----- Data shown -----
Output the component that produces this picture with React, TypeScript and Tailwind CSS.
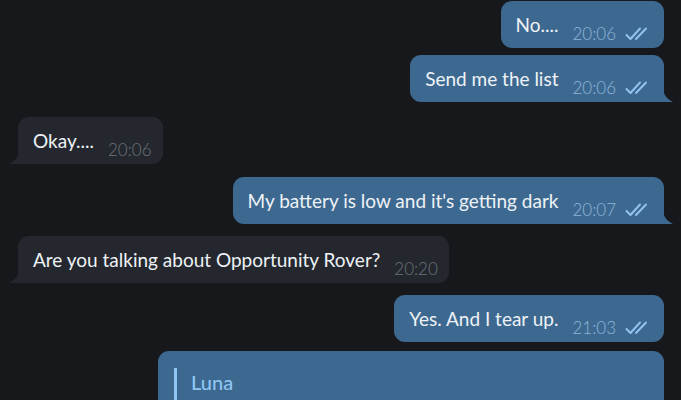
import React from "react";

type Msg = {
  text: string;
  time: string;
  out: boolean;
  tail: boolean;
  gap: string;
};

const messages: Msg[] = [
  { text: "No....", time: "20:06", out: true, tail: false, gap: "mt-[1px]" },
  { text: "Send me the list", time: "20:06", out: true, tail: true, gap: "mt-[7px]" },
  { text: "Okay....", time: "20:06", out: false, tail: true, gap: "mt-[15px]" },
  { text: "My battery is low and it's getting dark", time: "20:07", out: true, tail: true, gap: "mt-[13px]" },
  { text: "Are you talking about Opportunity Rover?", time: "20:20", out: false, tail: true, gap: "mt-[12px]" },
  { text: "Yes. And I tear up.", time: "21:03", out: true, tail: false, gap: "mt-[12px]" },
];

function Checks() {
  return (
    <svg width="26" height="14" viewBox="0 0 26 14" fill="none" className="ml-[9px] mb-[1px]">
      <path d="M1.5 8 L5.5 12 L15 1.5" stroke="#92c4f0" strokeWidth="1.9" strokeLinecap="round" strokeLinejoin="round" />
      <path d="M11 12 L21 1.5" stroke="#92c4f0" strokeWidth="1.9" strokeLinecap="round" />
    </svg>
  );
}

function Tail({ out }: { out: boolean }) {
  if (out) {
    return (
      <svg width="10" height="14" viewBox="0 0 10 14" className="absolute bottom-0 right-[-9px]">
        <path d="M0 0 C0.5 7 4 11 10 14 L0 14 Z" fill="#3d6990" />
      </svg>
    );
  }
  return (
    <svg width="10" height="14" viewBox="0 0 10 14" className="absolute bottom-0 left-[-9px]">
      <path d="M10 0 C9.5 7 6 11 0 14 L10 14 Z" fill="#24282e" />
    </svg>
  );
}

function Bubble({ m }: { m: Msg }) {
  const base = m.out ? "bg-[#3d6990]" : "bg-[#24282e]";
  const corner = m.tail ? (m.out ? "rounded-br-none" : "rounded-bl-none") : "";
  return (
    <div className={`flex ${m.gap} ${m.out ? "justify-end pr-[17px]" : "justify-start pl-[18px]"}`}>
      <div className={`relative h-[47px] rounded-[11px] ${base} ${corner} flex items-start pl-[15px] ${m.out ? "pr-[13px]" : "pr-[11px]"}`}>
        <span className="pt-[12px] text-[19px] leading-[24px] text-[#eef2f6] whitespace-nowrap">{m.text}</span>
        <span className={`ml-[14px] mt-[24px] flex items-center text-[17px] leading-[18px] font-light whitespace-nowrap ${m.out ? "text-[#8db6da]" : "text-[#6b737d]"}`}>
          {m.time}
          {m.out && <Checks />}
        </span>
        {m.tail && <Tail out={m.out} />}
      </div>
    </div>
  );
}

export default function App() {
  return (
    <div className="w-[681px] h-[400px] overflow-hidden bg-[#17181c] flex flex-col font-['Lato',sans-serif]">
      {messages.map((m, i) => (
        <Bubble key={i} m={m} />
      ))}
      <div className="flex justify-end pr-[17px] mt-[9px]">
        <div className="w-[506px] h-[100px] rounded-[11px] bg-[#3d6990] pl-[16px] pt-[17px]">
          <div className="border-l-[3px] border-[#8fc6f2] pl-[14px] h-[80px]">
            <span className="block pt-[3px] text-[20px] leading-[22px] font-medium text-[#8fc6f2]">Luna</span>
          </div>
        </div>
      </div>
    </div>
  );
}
-----
◆ Task prompt ◆
Reproduce all of the material above word for word. Omit the pictures.

◆ Output for this exercise ◆
Output the component that produces this picture with React, TypeScript and Tailwind CSS.
import React from "react";

type Msg = {
  text: string;
  time: string;
  out: boolean;
  tail: boolean;
  gap: string;
};

const messages: Msg[] = [
  { text: "No....", time: "20:06", out: true, tail: false, gap: "mt-[1px]" },
  { text: "Send me the list", time: "20:06", out: true, tail: true, gap: "mt-[7px]" },
  { text: "Okay....", time: "20:06", out: false, tail: true, gap: "mt-[15px]" },
  { text: "My battery is low and it's getting dark", time: "20:07", out: true, tail: true, gap: "mt-[13px]" },
  { text: "Are you talking about Opportunity Rover?", time: "20:20", out: false, tail: true, gap: "mt-[12px]" },
  { text: "Yes. And I tear up.", time: "21:03", out: true, tail: false, gap: "mt-[12px]" },
];

function Checks() {
  return (
    <svg width="26" height="14" viewBox="0 0 26 14" fill="none" className="ml-[9px] mb-[1px]">
      <path d="M1.5 8 L5.5 12 L15 1.5" stroke="#92c4f0" strokeWidth="1.9" strokeLinecap="round" strokeLinejoin="round" />
      <path d="M11 12 L21 1.5" stroke="#92c4f0" strokeWidth="1.9" strokeLinecap="round" />
    </svg>
  );
}

function Tail({ out }: { out: boolean }) {
  if (out) {
    return (
      <svg width="10" height="14" viewBox="0 0 10 14" className="absolute bottom-0 right-[-9px]">
        <path d="M0 0 C0.5 7 4 11 10 14 L0 14 Z" fill="#3d6990" />
      </svg>
    );
  }
  return (
    <svg width="10" height="14" viewBox="0 0 10 14" className="absolute bottom-0 left-[-9px]">
      <path d="M10 0 C9.5 7 6 11 0 14 L10 14 Z" fill="#24282e" />
    </svg>
  );
}

function Bubble({ m }: { m: Msg }) {
  const base = m.out ? "bg-[#3d6990]" : "bg-[#24282e]";
  const corner = m.tail ? (m.out ? "rounded-br-none" : "rounded-bl-none") : "";
  return (
    <div className={`flex ${m.gap} ${m.out ? "justify-end pr-[17px]" : "justify-start pl-[18px]"}`}>
      <div className={`relative h-[47px] rounded-[11px] ${base} ${corner} flex items-start pl-[15px] ${m.out ? "pr-[13px]" : "pr-[11px]"}`}>
        <span className="pt-[12px] text-[19px] leading-[24px] text-[#eef2f6] whitespace-nowrap">{m.text}</span>
        <span className={`ml-[14px] mt-[24px] flex items-center text-[17px] leading-[18px] font-light whitespace-nowrap ${m.out ? "text-[#8db6da]" : "text-[#6b737d]"}`}>
          {m.time}
          {m.out && <Checks />}
        </span>
        {m.tail && <Tail out={m.out} />}
      </div>
    </div>
  );
}

export default function App() {
  return (
    <div className="w-[681px] h-[400px] overflow-hidden bg-[#17181c] flex flex-col font-['Lato',sans-serif]">
      {messages.map((m, i) => (
        <Bubble key={i} m={m} />
      ))}
      <div className="flex justify-end pr-[17px] mt-[9px]">
        <div className="w-[506px] h-[100px] rounded-[11px] bg-[#3d6990] pl-[16px] pt-[17px]">
          <div className="border-l-[3px] border-[#8fc6f2] pl-[14px] h-[80px]">
            <span className="block pt-[3px] text-[20px] leading-[22px] font-medium text-[#8fc6f2]">Luna</span>
          </div>
        </div>
      </div>
    </div>
  );
}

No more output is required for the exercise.